Britain’s writers have done much to celebrate our wilder shores in their literature, none more so than the Bronte sisters. Head across the Pennines from the Lake District into Yorkshire. The moors celebrated in Wuthering Heights, still dotted with William Blake’s “dark, satanic mills,” lie alongside present-day IT hubs and the cobbled village of Haworth, home to the Bronte parsonage. In stark contrast are the neighboring dales—soaring sweeps of empty green valley punctuated with silver drystone walls. Wharfedale is the most majestic—don’t miss the romantic ruins of Bolton Abbey—while Swaledale is awash in sheep and rugged villages leading toward the delightful market town of Richmond. Go further east, and you’re in Hockney country; our most famous living artist has made the patchwork fields of the Wolds almost as famous as the moors and dales. His largest body of work is in Salts Mill at Saltaire, a tiny Victorian model village near the industrial city of Bradford, which is yet another World Heritage Site.
Yorkshire is most easily reached by train from London’s King’s Cross station, famous for that mythical Platform 9 3/4 from which the Hogwarts Express departs. Although plenty of Harry Potter fans take pictures upon the facsimile platform, far fewer hop aboard a train for York, Edinburgh, or the handsome Georgian city of Newcastle-on-Tyne, which sits between them. Newcastle-on-Tyne is known as England’s ultimate party town. Its neighbor Gateshead is connected via a series of magnificent bridges and has been transformed into a treasure-house by an old mill turned contemporary art gallery called the Baltic and the scarab-shaped Sage Gateshead music center. But the jewel of the Northumberland coast to which Newcastle is gateway is the castle trail leading to Lindisfarne, which was an epicenter of Christianity in ancient times and, just inland, Alnwick, home of the Harry Potter castle and an intriguing poison garden.

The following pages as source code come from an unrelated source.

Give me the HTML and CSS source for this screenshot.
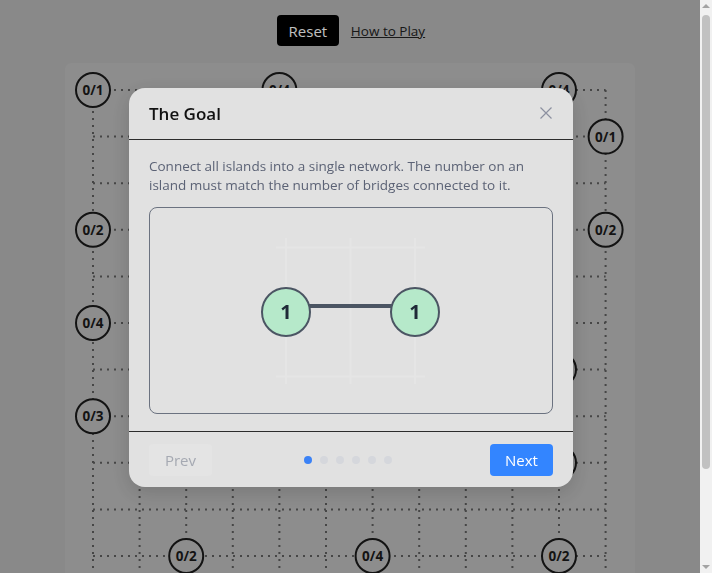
FILE: index.html
```html
<!DOCTYPE html>
<html>
	<head>
		<meta charset="utf-8">
		<title>Bridges</title>
		<link rel="stylesheet" href="styles.css">
	</head>
	<body>
		<div class="page">
			<div class="top">
				<button class="reset">Reset</button>
				<a class="help" href="#">How to Play</a>
			</div>

			<div class="board">
				<svg class="grid" width="570" height="613" viewBox="0 0 570 613">
					<g class="lines" transform="translate(28 27)">
						<path d="M0 0V559.2M46.6 0V559.2M93.2 0V559.2M139.8 0V559.2M186.4 0V559.2M233 0V559.2M279.6 0V559.2M326.2 0V559.2M372.8 0V559.2M419.4 0V559.2M466 0V559.2M512.6 0V559.2"/>
						<path d="M0 0H512.6M0 46.6H512.6M0 93.2H512.6M0 139.8H512.6M0 186.4H512.6M0 233H512.6M0 279.6H512.6M0 326.2H512.6M0 372.8H512.6M0 419.4H512.6M0 466H512.6M0 512.6H512.6M0 559.2H512.6"/>
					</g>
					<g class="islands" transform="translate(28 27)">
						<g transform="translate(0 0)"><circle r="17"/><text y="5">0/1</text></g>
						<g transform="translate(186.4 0)"><circle r="17"/><text y="5">0/4</text></g>
						<g transform="translate(466 0)"><circle r="17"/><text y="5">0/4</text></g>
						<g transform="translate(512.6 46.6)"><circle r="17"/><text y="5">0/1</text></g>
						<g transform="translate(0 139.8)"><circle r="17"/><text y="5">0/2</text></g>
						<g transform="translate(512.6 139.8)"><circle r="17"/><text y="5">0/2</text></g>
						<g transform="translate(0 233)"><circle r="17"/><text y="5">0/4</text></g>
						<g transform="translate(466 279.6)"><circle r="17"/><text y="5">0/3</text></g>
						<g transform="translate(0 326.2)"><circle r="17"/><text y="5">0/3</text></g>
						<g transform="translate(466 372.8)"><circle r="17"/><text y="5">0/2</text></g>
						<g transform="translate(93.2 466)"><circle r="17"/><text y="5">0/2</text></g>
						<g transform="translate(279.6 466)"><circle r="17"/><text y="5">0/4</text></g>
						<g transform="translate(466 466)"><circle r="17"/><text y="5">0/2</text></g>
					</g>
				</svg>
			</div>
		</div>

		<div class="overlay">
			<div class="modal">
				<div class="modal-head">
					<h2>The Goal</h2>
					<svg class="close" width="12" height="12" viewBox="0 0 12 12"><path d="M0.5 0.5L11.5 11.5M11.5 0.5L0.5 11.5"/></svg>
				</div>
				<div class="modal-body">
					<p>Connect all islands into a single network. The number on an island must match the number of bridges connected to it.</p>
					<div class="demo">
						<svg width="401" height="205" viewBox="0 0 401 205">
							<g class="demo-grid">
								<path d="M136 30V176M200.5 30V176M265 30V176M126 39.5H275M126 168.5H275"/>
							</g>
							<line class="bridge" x1="150" y1="98" x2="252" y2="98"/>
							<g class="node" transform="translate(136 104)"><circle r="24"/><text y="7">1</text></g>
							<g class="node" transform="translate(265 104)"><circle r="24"/><text y="7">1</text></g>
						</svg>
					</div>
				</div>
				<div class="modal-foot">
					<button class="btn prev" disabled>Prev</button>
					<ul class="dots">
						<li class="dot on"></li>
						<li class="dot"></li>
						<li class="dot"></li>
						<li class="dot"></li>
						<li class="dot"></li>
						<li class="dot"></li>
					</ul>
					<button class="btn next">Next</button>
				</div>
			</div>
		</div>

		<div class="scrollbar">
			<span class="arrow up"></span>
			<span class="thumb"></span>
			<span class="arrow down"></span>
		</div>
	</body>
</html>
```

FILE: styles.css
```css
*{
	margin: 0;
	padding: 0;
	box-sizing: border-box;
}
body{
	background-color: #b7b7b7;
	font-family: "Open Sans", "Noto Sans", sans-serif;
	overflow: hidden;
}
ul{
	list-style: none;
}
.page{
	width: 700px;
	padding-bottom: 11px;
}
.top{
	display: flex;
	justify-content: center;
	align-items: center;
	gap: 12px;
	padding-top: 15px;
	height: 46px;
	padding-left: 2px;
}
.reset{
	width: 62px;
	height: 31px;
	background-color: #000;
	color: #fff;
	border: none;
	border-radius: 4px;
	font-family: inherit;
	font-size: 15px;
}
.help{
	color: #222;
	font-size: 13.5px;
	text-decoration: underline;
}
.board{
	width: 570px;
	margin: 17px auto 0;
	background-color: #bcbcbc;
	border-radius: 6px;
}
.grid{
	display: block;
}
.grid .lines path{
	fill: none;
	stroke: #5e5e5e;
	stroke-width: 2;
	stroke-dasharray: 2 5;
}
.grid .islands circle{
	fill: #bcbcbc;
	stroke: #1a1a1a;
	stroke-width: 2;
}
.grid .islands text{
	font-family: "Open Sans", sans-serif;
	font-weight: 700;
	font-size: 13.5px;
	fill: #1a1a1a;
	text-anchor: middle;
}
.overlay{
	position: fixed;
	left: 0;
	top: 0;
	width: 700px;
	bottom: 0;
	background-color: rgba(0,0,0,0.25);
	display: flex;
	align-items: center;
	justify-content: center;
}
.modal{
	width: 444px;
	background-color: #e1e1e1;
	border-radius: 16px;
	box-shadow: 0 6px 20px rgba(0,0,0,0.15);
	margin: 1px 0 0 2px;
}
.modal-head{
	height: 52px;
	display: flex;
	align-items: center;
	justify-content: space-between;
	padding: 0 21px 0 20px;
	border-bottom: 1px solid #2c2c2c;
}
.modal-head h2{
	font-size: 17px;
	font-weight: 600;
	color: #111;
}
.close path{
	stroke: #8c90a0;
	stroke-width: 1.2;
	fill: none;
}
.modal-body{
	padding: 17px 20px 17px;
}
.modal-body p{
	font-size: 13.5px;
	line-height: 19px;
	color: #5b6275;
}
.demo{
	margin-top: 12px;
	height: 207px;
	border: 1px solid #6b7280;
	border-radius: 8px;
}
.demo svg{
	display: block;
}
.demo-grid path{
	fill: none;
	stroke: #e5e5e5;
	stroke-width: 2;
}
.bridge{
	stroke: #4b5563;
	stroke-width: 4;
}
.node circle{
	fill: #b6e9ca;
	stroke: #4b5563;
	stroke-width: 2;
}
.node text{
	font-family: "Open Sans", sans-serif;
	font-weight: 700;
	font-size: 20px;
	fill: #1f2937;
	text-anchor: middle;
}
.modal-foot{
	border-top: 1px solid #2c2c2c;
	padding: 12px 20px 11px;
	display: flex;
	align-items: center;
	justify-content: space-between;
}
.btn{
	width: 63px;
	height: 32px;
	border: none;
	border-radius: 4px;
	font-family: inherit;
	font-size: 15px;
}
.prev{
	background-color: #e4e4e4;
	color: #a5a9b2;
}
.next{
	background-color: #3385ff;
	color: #fff;
}
.dots{
	display: flex;
	gap: 8px;
	margin-right: 6px;
}
.dot{
	width: 8px;
	height: 8px;
	border-radius: 50%;
	background-color: #d5d7dc;
}
.dot.on{
	background-color: #3b82f6;
}
.scrollbar{
	position: fixed;
	right: 0;
	top: 0;
	bottom: 0;
	width: 12px;
	background-color: #f1f1f1;
	display: flex;
	flex-direction: column;
	align-items: center;
}
.arrow{
	width: 0;
	height: 0;
	border-left: 4px solid transparent;
	border-right: 4px solid transparent;
	margin: 4px 0;
}
.arrow.up{
	border-bottom: 4px solid #a3a3a3;
}
.arrow.down{
	border-top: 4px solid #a3a3a3;
	margin-top: auto;
}
.thumb{
	width: 8px;
	height: 454px;
	margin-top: 3px;
	background-color: #c1c1c1;
	border-radius: 4px;
}
```
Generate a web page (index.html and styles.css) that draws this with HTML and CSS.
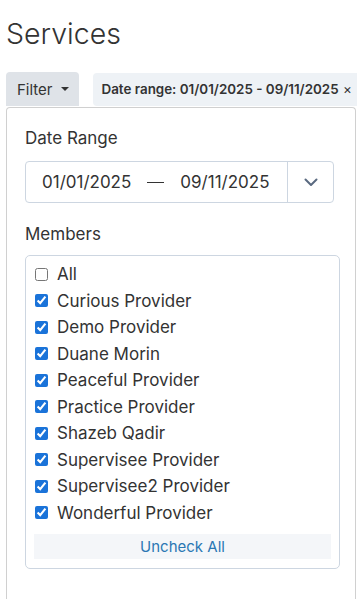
FILE: index.html
```html
<!DOCTYPE html>
<html>
  <head>
    <meta charset="UTF-8">
    <title>Services</title>
    <link rel="stylesheet" href="styles.css">
  </head>
  <body>
    <h1 class="page-title">Services</h1>

    <div class="toolbar">
      <button class="filter-btn">Filter <span class="caret"></span></button>
      <div class="chip">Date range: 01/01/2025 - 09/11/2025 <span class="chip-x">&times;</span></div>
    </div>

    <div class="filter-panel">
      <div class="field-label">Date Range</div>
      <div class="date-input">
        <span class="date-from">01/01/2025</span>
        <span class="date-dash"></span>
        <span class="date-to">09/11/2025</span>
        <span class="date-toggle">
          <svg width="14" height="9" viewBox="0 0 14 9"><path d="M1.5 1.5 L7 7 L12.5 1.5" fill="none" stroke="#5a6a80" stroke-width="2" stroke-linecap="round" stroke-linejoin="round"/></svg>
        </span>
      </div>

      <div class="field-label members-label">Members</div>
      <div class="members-box">
        <label class="member"><input type="checkbox"> All</label>
        <label class="member"><input type="checkbox" checked> Curious Provider</label>
        <label class="member"><input type="checkbox" checked> Demo Provider</label>
        <label class="member"><input type="checkbox" checked> Duane Morin</label>
        <label class="member"><input type="checkbox" checked> Peaceful Provider</label>
        <label class="member"><input type="checkbox" checked> Practice Provider</label>
        <label class="member"><input type="checkbox" checked> Shazeb Qadir</label>
        <label class="member"><input type="checkbox" checked> Supervisee Provider</label>
        <label class="member"><input type="checkbox" checked> Supervisee2 Provider</label>
        <label class="member"><input type="checkbox" checked> Wonderful Provider</label>
        <button class="uncheck-btn">Uncheck All</button>
      </div>
    </div>
  </body>
</html>
```

FILE: styles.css
```css
body {
  margin: 0;
  padding: 0 6px;
  font-family: Inter, "Liberation Sans", sans-serif;
  color: #333;
  overflow: hidden;
}

.page-title {
  margin: 14px 0 0 0;
  font-size: 28.5px;
  font-weight: 300;
  line-height: 40px;
  color: #333;
}

.toolbar {
  display: flex;
  align-items: center;
  gap: 14px;
  margin-top: 18px;
  white-space: nowrap;
}

.filter-btn {
  display: flex;
  align-items: center;
  gap: 8px;
  height: 34px;
  padding: 0 10px 0 11px;
  border: none;
  border-radius: 4px 4px 0 0;
  background-color: #dfe3e8;
  font-family: inherit;
  font-size: 15px;
  color: #333;
}

.caret {
  width: 0;
  height: 0;
  border-left: 4px solid transparent;
  border-right: 4px solid transparent;
  border-top: 4px solid #333;
}

.chip {
  height: 33px;
  line-height: 33px;
  padding: 0 9px;
  border-radius: 4px;
  background-color: #eef2f6;
  font-size: 13.4px;
  font-weight: 600;
  color: #333;
}

.chip-x {
  font-weight: 400;
  margin-left: 1px;
}

.filter-panel {
  width: 350px;
  height: 492px;
  margin-top: 1px;
  padding: 18px 0 0 18px;
  box-sizing: border-box;
  border: 1px solid #d0d0d0;
  border-bottom: none;
  border-radius: 4px 4px 0 0;
}

.field-label {
  font-size: 17px;
  line-height: 24px;
}

.date-input {
  display: flex;
  align-items: center;
  width: 309px;
  height: 42px;
  margin-top: 11px;
  box-sizing: border-box;
  border: 1px solid #cdd6e1;
  border-radius: 4px;
  font-size: 17px;
}

.date-from {
  margin-left: 16px;
}

.date-dash {
  width: 17px;
  height: 1px;
  background-color: #333;
  margin: 0 16px 0 16px;
}

.date-toggle {
  display: flex;
  align-items: center;
  justify-content: center;
  width: 45px;
  height: 100%;
  margin-left: auto;
  border-left: 1px solid #cdd6e1;
}

.members-label {
  margin-top: 19px;
}

.members-box {
  width: 315px;
  margin-top: 9px;
  padding: 5px 8px 9px 8px;
  box-sizing: border-box;
  border: 1px solid #cdd6e1;
  border-radius: 5px;
}

.member {
  display: flex;
  align-items: center;
  height: 26.5px;
  font-size: 17px;
}

.member input {
  width: 13px;
  height: 13px;
  margin: 0 9px 0 1px;
  accent-color: #1a73d9;
}

.uncheck-btn {
  display: block;
  width: 100%;
  height: 25px;
  margin-top: 8px;
  border: none;
  background-color: #f4f6f9;
  font-family: inherit;
  font-size: 15px;
  color: #2b78b4;
}
```
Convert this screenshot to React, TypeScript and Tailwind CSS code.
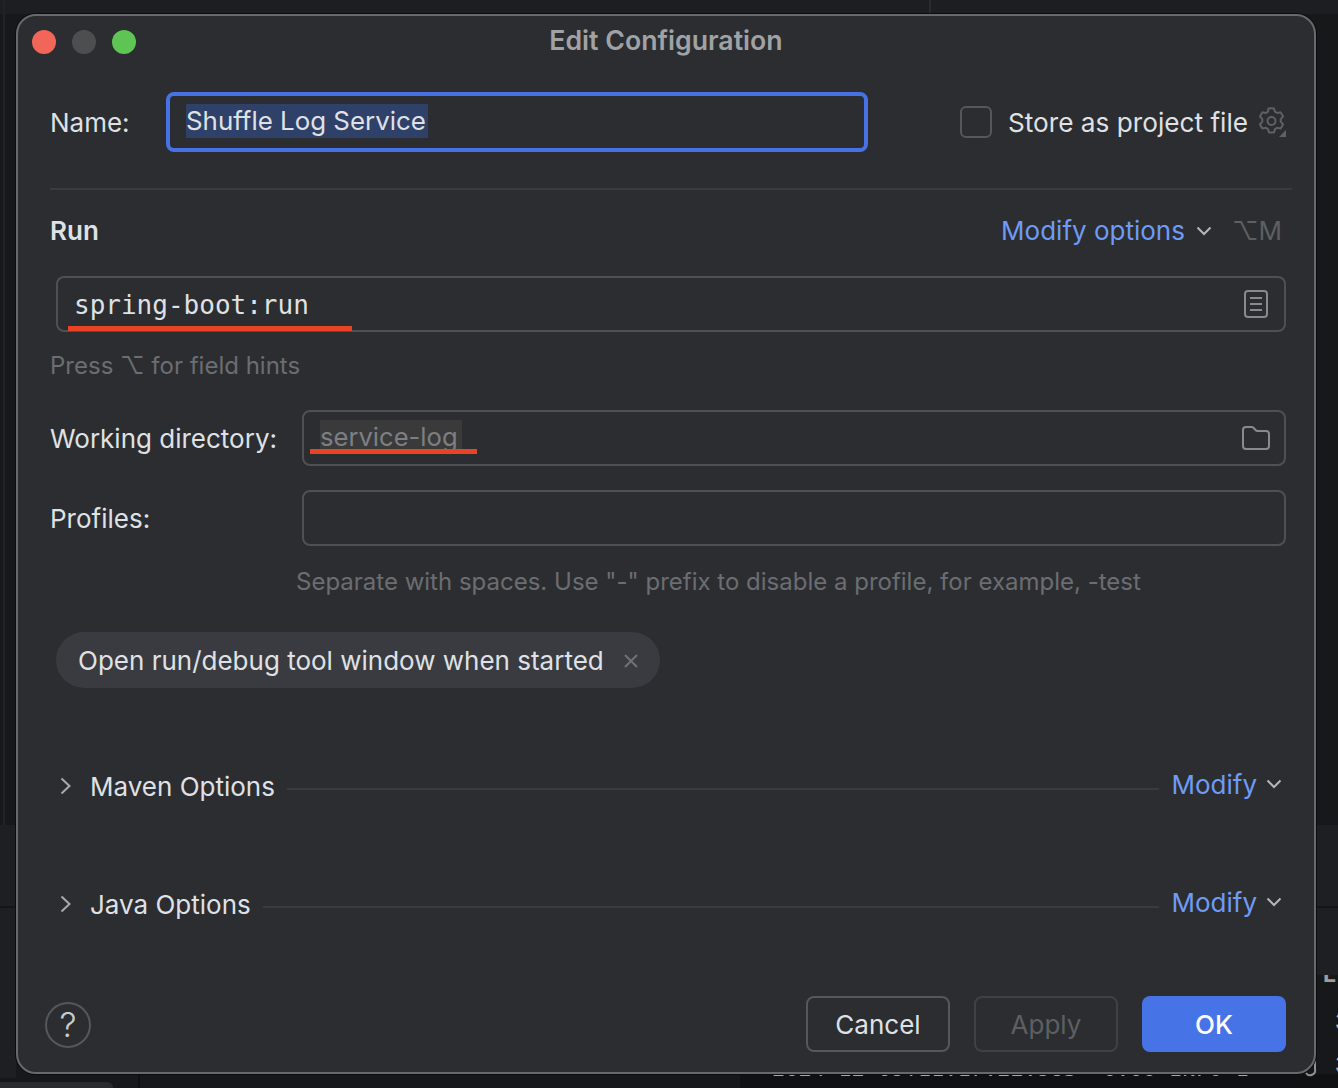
import React from "react";

const Chevron = ({ className }: { className?: string }) => (
  <svg width="16" height="10" viewBox="0 0 16 10" fill="none" className={className}>
    <path d="M1.5 1.5 L8 8 L14.5 1.5" stroke="#b4b6ba" strokeWidth="2" />
  </svg>
);

const ChevronRight = () => (
  <svg width="12" height="18" viewBox="0 0 12 18" fill="none">
    <path d="M1.5 1.5 L9.500 9 L1.500 16.500" stroke="#a8aaae" strokeWidth="2" />
  </svg>
);

const Gear = () => (
  <svg width="29" height="30" viewBox="0 0 29 30" fill="none">
    <path
      d="M13 1.5h0.5a11 11 0 0 1 5 0l1 3.2 2.2 1.3 3.3-.7a12 12 0 0 1 2.500 4.300l-2.300 2.500v2.600l2.300 2.500a12 12 0 0 1-2.500 4.300l-3.300-.7-2.200 1.300-1 3.200a11 11 0 0 1-5 0l-1-3.200-2.200-1.300-3.300.7a12 12 0 0 1-2.500-4.300l2.300-2.500v-2.600l-2.300-2.500a12 12 0 0 1 2.500-4.300l3.300.7 2.200-1.300z"
      stroke="#5f6165"
      strokeWidth="2"
      transform="translate(-1.500 0)"
    />
    <circle cx="14.500" cy="14" r="4" stroke="#5f6165" strokeWidth="2" />
    <path d="M29 23v7h-7z" fill="#5f6165" />
  </svg>
);

const DocIcon = () => (
  <svg width="24" height="28" viewBox="0 0 24 28" fill="none">
    <rect x="1" y="1" width="22" height="26" rx="3" stroke="#868a91" strokeWidth="2" />
    <path d="M6 8h12M6 14h12M6 20h12" stroke="#868a91" strokeWidth="2" />
  </svg>
);

const FolderIcon = () => (
  <svg width="28" height="24" viewBox="0 0 28 24" fill="none">
    <path
      d="M1 4a3 3 0 0 1 3-3h5.500a3 3 0 0 1 2 .8l2 2.200a3 3 0 0 0 2 1h8.500a3 3 0 0 1 3 3v12a3 3 0 0 1-3 3H4a3 3 0 0 1-3-3z"
      stroke="#868a91"
      strokeWidth="2"
    />
  </svg>
);

const CloseIcon = () => (
  <svg width="14" height="14" viewBox="0 0 14 14" fill="none">
    <path d="M1 1l12 12M13 1L1 13" stroke="#6f7175" strokeWidth="2" />
  </svg>
);

const Section = ({ title }: { title: string }) => (
  <div className="flex h-[36px] items-center pl-[10px] pr-[4px]">
    <span className="flex w-[30px] shrink-0 items-center">
      <ChevronRight />
    </span>
    <span className="mt-[2px] text-[#dfe1e5]">{title}</span>
    <span className="ml-[12px] mr-[12px] mt-[6px] h-[2px] flex-1 bg-[#393b3f]" />
    <span className="mb-[2px] text-[#6f9bf5]">Modify</span>
    <span className="mb-[4px] ml-[9px] flex">
      <Chevron />
    </span>
  </div>
);

export default function App() {
  return (
    <div
      className="relative h-[1088px] w-[1338px] overflow-hidden bg-[#17181a] pl-[16px] pt-[14px] text-[26px] leading-[34px]"
      style={{ fontFamily: "Inter, 'Liberation Sans', sans-serif" }}
    >
      {/* backdrop: the IDE behind the dialog */}
      <div className="absolute left-0 top-0 h-[14px] w-full bg-[#1d1e21]" />
      <div className="absolute left-[929px] top-0 h-[14px] w-[2px] bg-[#2a2b2e]" />
      <div className="absolute left-[3px] top-0 h-[825px] w-[2px] bg-[#222326]" />
      <div className="absolute left-[1322px] top-[964px] font-mono text-[24px] font-semibold leading-[24px] text-[#9b9da1]">
        Lt
      </div>
      <div className="absolute left-[1335px] top-[1002px] font-mono text-[26px] font-semibold leading-[43px] text-[#b4b6ba]">
        3
        <br />3
      </div>
      <div className="absolute bottom-0 left-[1316px] top-[825px] h-[150px] w-[22px] bg-[#1e1f22]" />
      <div className="absolute left-[1316px] top-[906px] h-[2px] w-[22px] bg-[#141517]" />
      <div className="absolute left-0 top-[825px] h-[253px] w-[16px] bg-[#1e1f22]" />
      <div className="absolute left-0 top-[906px] h-[2px] w-[16px] bg-[#141517]" />
      <div className="absolute bottom-0 left-[740px] h-[14px] w-[598px] bg-[#101113]" />
      <div className="absolute bottom-0 left-0 h-[6px] w-[113px] rounded-tr-[8px] bg-[#2a2b2e]" />
      <div className="absolute bottom-0 left-[138px] h-[14px] w-[2px] bg-[#0e0f10]" />
      <div
        className="absolute left-[772px] top-[1056px] text-[22px] leading-[26px] text-[#a8aaae]"
        style={{ fontFamily: "'DejaVu Sans Mono', monospace" }}
      >
        2024-12-09T11:17:22.983 +0:00 INFO 1
      </div>
      <svg className="absolute left-[1300px] top-[1056px]" width="20" height="24" viewBox="0 0 20 24" fill="none">
        <path d="M15 2v11a5 5 0 0 1-9 4" stroke="#8e9094" strokeWidth="2" />
      </svg>

      {/* dialog */}
      <div className="relative flex h-[1060px] w-[1300px] flex-col rounded-[20px] border-2 border-[#67696c] bg-[#2b2d30] pl-[32px] pr-[28px] shadow-[0_0_0_1px_#0c0c0e]">
        {/* title bar */}
        <div className="relative -ml-[18px] flex h-[52px] items-center">
          <div className="flex gap-[16px]">
            <span className="h-[24px] w-[24px] rounded-full bg-[#f2665a]" />
            <span className="h-[24px] w-[24px] rounded-full bg-[#4d4e50]" />
            <span className="h-[24px] w-[24px] rounded-full bg-[#5ec453]" />
          </div>
          <div className="absolute left-[14px] right-0 top-[7px] text-center text-[26.7px] font-semibold text-[#a0a2a6]">
            Edit Configuration
          </div>
        </div>

        {/* name row */}
        <div className="mt-[24px] flex h-[60px] items-center">
          <span className="w-[116px] shrink-0 pt-[2px] text-[#dfe1e5]">Name:</span>
          <div className="flex h-[60px] w-[702px] shrink-0 items-center rounded-[8px] border-[4px] border-[#4672e6] pl-[16px]">
            <span className="-mt-[2px] bg-[#2f4069] pr-[2px] text-[25.9px] text-[#dfe1e5]">Shuffle Log Service</span>
          </div>
          <div className="ml-[92px] h-[32px] w-[32px] shrink-0 rounded-[6px] border-2 border-[#55575b]" />
          <span className="ml-[16px] whitespace-nowrap pt-[2px] text-[26.2px] text-[#dfe1e5]">Store as project file</span>
          <span className="ml-[9px] flex shrink-0">
            <Gear />
          </span>
        </div>

        <div className="mr-[-6px] mt-[36px] h-[2px] bg-[#3a3b3f]" />

        {/* run header */}
        <div className="mt-[23px] flex h-[36px] items-center">
          <span className="font-semibold text-[#dfe1e5]">Run</span>
          <span className="ml-auto text-[#6f9bf5]">Modify options</span>
          <span className="ml-[11px] flex">
            <Chevron />
          </span>
          <span className="ml-[20px] mr-[4px] text-[#5d5f63]">⌥M</span>
        </div>

        {/* command */}
        <div className="relative ml-[6px] mt-[27px] flex h-[56px] items-center justify-between rounded-[8px] border-2 border-[#4e5054] pl-[16px] pr-[16px]">
          <span
            className="pt-[1px] font-medium text-[#dfe1e5]"
            style={{ fontFamily: "'DejaVu Sans Mono', monospace" }}
          >
            spring-boot:run
          </span>
          <DocIcon />
          <span className="absolute bottom-[-1px] left-[10px] h-[5px] w-[284px] bg-[#e84325]" />
        </div>

        <div className="mt-[17px] h-[34px] text-[24px] text-[#6b6d72]">Press ⌥ for field hints</div>

        {/* working dir */}
        <div className="mt-[27px] flex h-[56px] items-center">
          <span className="w-[252px] shrink-0 pt-[2px] text-[#dfe1e5]">Working directory:</span>
          <div className="relative flex h-[56px] flex-1 items-center justify-between rounded-[8px] border-2 border-[#4e5054] pl-[16px] pr-[14px]">
            <span className="-mt-[2px] bg-[#3a3a3b] pr-[4px] text-[25.6px] text-[#7d7f83]">service-log</span>
            <FolderIcon />
            <span className="absolute bottom-[10px] left-[6px] h-[5px] w-[167px] bg-[#e84325]" />
          </div>
        </div>

        {/* profiles */}
        <div className="mt-[24px] flex h-[56px] items-center">
          <span className="w-[252px] shrink-0 pt-[2px] text-[#dfe1e5]">Profiles:</span>
          <div className="h-[56px] flex-1 rounded-[8px] border-2 border-[#4e5054]" />
        </div>

        <div className="mt-[19px] h-[34px] pl-[246px] text-[24px] text-[#6b6d72]">
          Separate with spaces. Use "-" prefix to disable a profile, for example, -test
        </div>

        {/* chip */}
        <div className="ml-[6px] mt-[33px] flex h-[56px] w-[604px] items-center rounded-full bg-[#393b40] pl-[22px]">
          <span className="pt-[1px] text-[#dfe1e5]">Open run/debug tool window when started</span>
          <span className="ml-[20px] mt-[2px] flex">
            <CloseIcon />
          </span>
        </div>

        {/* sections */}
        <div className="mt-[80px]">
          <Section title="Maven Options" />
        </div>
        <div className="mt-[82px]">
          <Section title="Java Options" />
        </div>

        {/* footer */}
        <div className="mb-[20px] mt-auto flex items-center">
          <div className="-ml-[5px] mt-[2px] flex h-[46px] w-[46px] items-center justify-center rounded-full border-2 border-[#55575b] text-[34px] font-light text-[#c9cbcf]">
            ?
          </div>
          <button className="ml-auto h-[56px] w-[144px] rounded-[8px] border-2 border-[#55575b] pt-[2px] text-[#dfe1e5]">
            Cancel
          </button>
          <button className="ml-[24px] h-[56px] w-[144px] rounded-[8px] border-2 border-[#3f4145] pt-[2px] text-[#5d5f63]">
            Apply
          </button>
          <button className="ml-[24px] h-[56px] w-[144px] rounded-[8px] bg-[#4673e6] pt-[2px] font-medium text-white">
            OK
          </button>
        </div>
      </div>
    </div>
  );
}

What about the south? I’ve saved the best for last, as Cornwall, forming England’s southwestern tip, may be our greatest jewel of all. Like Maine in some ways, with a rugged coast, plentiful lobster, and that end of the world vibe which comes with being at the far extremity of the land, Cornwall is also rich in folklore. Romantic Tintagel hanging over the ocean is said to have been the ruined castle of King Arthur, and smugglers’ coves and shipwreck sites dot the coast beyond it.
Slip beyond St Ives, a seaside artists’ colony boasting its own branch of the Tate art museum—it also has its own tiny railway station —toward Land’s End and then hop a ferry to the Scilly Isles. Here lovely Tresco provides England’s final surprise. White-sand beaches and turquoise seas as calm as the Caribbean are matched in beauty by the Tresco Abbey Gardens, a botanical haven where exotic plants from the world’s warmest countries thrive outdoors, including palm trees along the shore.
Traveling to England never fails to surprise those who take the time to reach its furthest corners, and the time to come is now, while the dollar is king.